Hacker News

UTF-8 is as good as a design as could be expected, but Unicode has scope creep issues. What should be in Unicode?

Coming at it naively, people might think the scope is something like "all sufficiently widespread distinct, discrete glyphs used by humans for communication that can be printed". But that's not true, because

* It's not discrete. Some code points are for combining with other code points.

* It's not distinct. Some glyphs can be written in multiple ways. Some glyphs which (almost?) always display the same, have different code points and meanings.

* It's not all printable. Control characters are in there - they pretty much had to be due to compatibility with ASCII, but they've added plenty of their own.

I'm not aware of any Unicode code points that are animated - at least what's printable, is printable on paper and not just on screen, there are no marquee or blink control characters, thank God. But, who knows when that invariant will fall too.

By the way, I know of one utf encoding the author didn't mention, utf-7. Like utf-8, but assuming that the last bit wasn't safe to use (apparently a sensible precaution over networks in the 80s). My boss managed to send me a mail encoded in utf-7 once, that's how I know what it is. I don't know how he managed to send it, though.

Cloudef 4 days ago [ - ]

Indeed, one pain point of unicode is CJK unification. https://heistak.github.io/your-code-displays-japanese-wrong/

asddubs 4 days ago [ - ]

the fact that there is seemingly no interest in fixing this, and if you want chinese and japanese in the same document, you're just fucked, forever, is crazy to me.

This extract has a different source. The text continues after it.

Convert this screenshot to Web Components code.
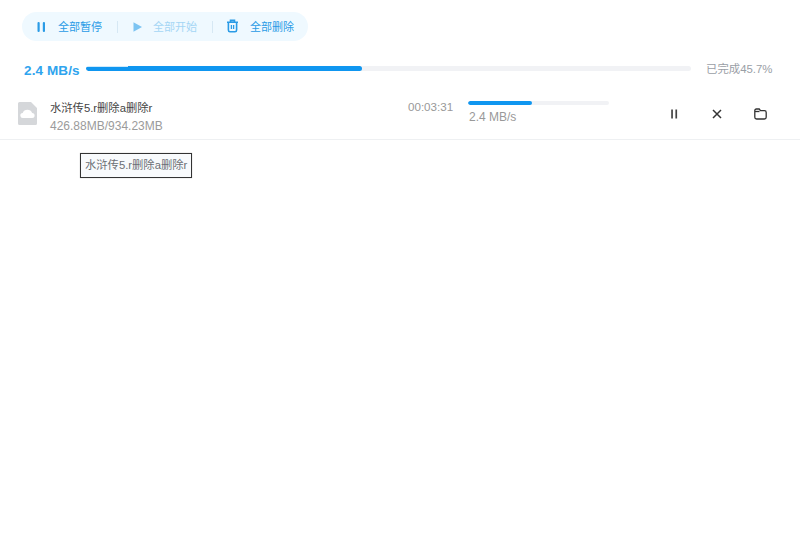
<!DOCTYPE html>
<html lang="zh"><head><meta charset="utf-8"><style>
html,body{margin:0;height:100%;background:#fff}
body{font-family:"Liberation Sans","Noto Sans CJK SC",sans-serif}
</style></head><body>
<dl-page></dl-page>
<template id="t-page"><style>
:host{display:block;width:800px;height:553px;position:relative;overflow:hidden;padding-top:12px;box-sizing:border-box}
.tip{position:absolute;left:80px;top:153px;width:112px;height:25px;box-sizing:border-box;border:1px solid #333;background:#f8fafc;color:#6b6f75;font-size:11.3px;line-height:23px;padding-left:4px;white-space:nowrap;box-shadow:0 0 1px rgba(0,0,0,.3)}
</style>
<dl-toolbar></dl-toolbar><dl-summary></dl-summary><dl-row></dl-row>
<div class="tip">水浒传5.r删除a删除r</div></template>

<template id="t-toolbar"><style>
:host{display:flex;align-items:center;width:286px;height:29px;margin-left:22px;border-radius:15px;background:#eff9ff;box-sizing:border-box;color:#2a9be6;font-size:11px}
.b{display:flex;align-items:center;white-space:nowrap}
.b svg{display:block;flex:none}
.l{margin-top:-2px}
.sep{width:1px;height:12px;background:#d6e8f4;flex:none}
.off{color:#a5d6f5}
</style>
<span class="b" style="margin-left:14px"><svg width="12" height="12" viewBox="0 0 12 12" fill="#2a9be6"><rect x="1.500" y="1" width="2.200" height="10" rx="1"/><rect x="6.800" y="1" width="2.200" height="10" rx="1"/></svg><span class="l" style="margin-left:10px">全部暂停</span></span>
<span class="sep" style="margin-left:15px"></span>
<span class="b off" style="margin-left:15px"><svg width="10" height="12" viewBox="0 0 10 12" fill="#7cc4f2"><path d="M.5 1.200 9 6 .5 10.800z"/></svg><span class="l" style="margin-left:10px">全部开始</span></span>
<span class="sep" style="margin-left:15px"></span>
<span class="b" style="margin-left:13px"><svg style="margin-top:-2px" width="13" height="14" viewBox="0 0 13 14" fill="none" stroke="#2a9be6" stroke-width="1.600"><path d="M1 3.200h11M4.500 3V1.400h4V3M2.400 3.200v7.900c0 1 .7 1.700 1.600 1.700h5c.9 0 1.600-.7 1.600-1.700V3.200"/><path d="M5.400 6v4M7.600 6v4" stroke-width="1.300"/></svg><span class="l" style="margin-left:11px">全部删除</span></span></template>

<template id="t-summary"><style>
:host{display:flex;align-items:center;height:20px;margin-top:18px;padding-left:24px;font-size:13px}
.s{width:62px;flex:none;color:#2fa4ee;font-weight:bold;font-size:13.500px;letter-spacing:.12px;white-space:nowrap;padding-top:2px;box-sizing:border-box}
.p{width:605px;flex:none;margin-top:-1px;--top:linear-gradient(#cfeafc,#cfeafc) 0 0/42px 1px no-repeat}
.d{margin-left:15px;color:#9a9ea6;font-size:11.400px;white-space:nowrap;margin-top:-3px}
</style><span class="s">2.4 MB/s</span><dl-bar class="p" style="--h:5px" pct="45.7"></dl-bar><span class="d">已完成45.7%</span></template>

<template id="t-bar"><style>
:host{display:block;height:var(--h,4px);border-radius:3px;background:#f1f2f5;overflow:hidden}
i{display:block;height:100%;border-radius:3px;background:var(--top,none),#0f96f0}
</style><i></i></template>

<template id="t-row"><style>
:host{display:flex;align-items:flex-start;height:51px;margin-top:9px;border-bottom:1px solid #eef0f2;box-sizing:content-box;position:relative;white-space:nowrap}
.ic{margin:14px 0 0 18px;flex:none;display:block}
.n{margin-left:13px;width:358px;flex:none;margin-right:0}
.t{font-size:11.300px;color:#444;line-height:16px;margin-top:12px}
.z{font-size:12px;color:#9b9b9b;line-height:16px;margin-top:2px}
.time{font-size:11.600px;color:#999;width:60px;flex:none;line-height:16px;margin-top:11px}
.m{width:141px;flex:none;margin-top:13px}
.sp{font-size:12px;color:#999;line-height:16px;margin:4px 0 0 1px}
.a{display:flex;margin-left:59px;margin-top:20px}
.a svg{display:block;flex:none}
</style>
<svg class="ic" width="19" height="23" viewBox="0 0 19 23"><path d="M1.500 0H13l6 6v15.500a1.500 1.500 0 0 1-1.500 1.500h-16A1.500 1.500 0 0 1 0 21.500v-20A1.500 1.500 0 0 1 1.500 0z" fill="#d5d7da"/><path d="M5 16a2.500 2.500 0 0 1-.3-5A5 5 0 0 1 14.100 11a2.500 2.500 0 0 1 0 5z" fill="#fff"/></svg>
<div class="n"><div class="t">水浒传5.r删除a删除r</div><div class="z">426.88MB/934.23MB</div></div>
<div class="time">00:03:31</div>
<div class="m"><dl-bar style="--h:4px" pct="45.7"></dl-bar><div class="sp">2.4 MB/s</div></div>
<div class="a">
<svg width="12" height="12" viewBox="0 0 12 12" fill="#444"><rect x="3.200" y="1.500" width="1.700" height="9"/><rect x="7.400" y="1.500" width="1.700" height="9"/></svg>
<svg style="margin-left:31px" width="12" height="12" viewBox="0 0 12 12" stroke="#333" stroke-width="1.500" fill="none"><path d="M2 2l8 8M10 2l-8 8"/></svg>
<svg style="margin-left:31px" width="13" height="12" viewBox="0 0 13 12" stroke="#333" stroke-width="1.300" fill="none"><path d="M.8 3.400V2.600C.8 1.600 1.400 1 2.400 1h2.800l1.300 1.700h4c1 0 1.700.7 1.700 1.700v4.800c0 1.100-.7 1.800-1.800 1.800H2.600C1.500 11 .8 10.300.8 9.200z"/><path d="M1 3.500h4.500"/></svg>
</div></template>

<script>
function def(n,tid,init){customElements.define(n,class extends HTMLElement{connectedCallback(){if(this.shadowRoot)return;const r=this.attachShadow({mode:'open'});r.appendChild(document.getElementById(tid).content.cloneNode(true));init&&init(this,r)}})}
def('dl-page','t-page');def('dl-toolbar','t-toolbar');def('dl-summary','t-summary');def('dl-row','t-row');
def('dl-bar','t-bar',(h,r)=>{r.querySelector('i').style.width=h.getAttribute('pct')+'%'});
</script></body></html>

They should add separate code points for each variant and at least make it possible to avoid the problem in new documents. I've heard the arguments against this before, but the longer you wait, the worse the problem gets.

Cloudef 3 days ago [ - ]

Afaik theres some language hints nowadays but its kinda hack

meindnoch 3 days ago [ - ]

What happens if you want both single-storey "a" and double-storey "a" in the same document? You use a different font.

asddubs 3 days ago [ - ]

I won't even touch the fact that what you're talking about is just a stylistic difference, rather than a language based one, and will instead say this: What if you want the cyrillic letter А and the latin letter A, which are not just the same glyph, but literally visually identical looking in the same document? Oh wait both of those have separate UTF-8 codepoints. But if you want chinese and japanese characters which do not look identical in the same document, you have to resort to changing fonts? What if you're using an encoding that doesn't support specifying fonts? Your non-response doesn't solve anything and helps no one

eviks 3 days ago [ - ]

Some fonts allow for both alternatives in them

Why is the language tag not used to signal a variant?

jabedude 2 days ago [ - ]

That doesn't help in a mixed Chinese-Japanese document

eviks 2 days ago [ - ]

Why not? You don't have a single tag limit per document and can tag every mixed part with the appropriate language

jabedude a day ago [ - ]

That's not the only granularity of mixed text. A Chinese textbook about the Japanese language will have sentences where the languages are mixed

eviks a day ago [ - ]

You still haven't explained what the issue is

Chinese textbook: <ch>Chinese <jp>Mixed Japanese</jp> continue Chinese.</ch>

syncsynchalt 4 days ago [ - ]

UTF-7 is/was mostly for email, which is not an 8-bit clean transport. It is obsolete and can't encode supplemental planes (except via surrogate pairs, which were meant for UTF-16).

There is also UTF-9, from an April Fools RFC, meant for use on hosts with 36-bit words such as the PDP-10.

I meant to specify, the aim of UTF-7 is better performed by using UTF-8 with `Content-Transfer-Encoding: quoted-printable`

frollogaston 3 days ago [ - ]

The problem is the solution here. Add obscure stuff to the standard, and not everything will support it well. We got something decent in the end, different languages' scripts will mostly show up well on all sorts of computers. Apple's stuff like every possible combination of skin tone and gender family emoji might not.

pornel 4 days ago [ - ]

Unicode wanted ability to losslessly roundtrip every other encoding, in order to be easy to partially adopt in a world where other encodings were still in use. It merged a bunch of different incomplete encodings that used competing approaches. That's why there are multiple ways of encoding the same characters, and there's no overall consistency to it. It's hard to say whether that was a mistake. This level of interoperability may have been necessary for Unicode to actually win, and not be another episode of https://xkcd.com/927

panpog 3 days ago [ - ]

Why did Unicode want codepointwise round-tripping? One codepoint in a legacy encoding becoming two in Unicode doesn't seem like it should have been a problem. In other words, why include precomposed characters in Unicode?

cryptonector 3 days ago [ - ]

> * It's not discrete. Some code points are for combining with other code points.

This isn't "scope creep". It's a reflection of reality. People were already constructing compositions like this is real life. The normalization problem was unavoidable.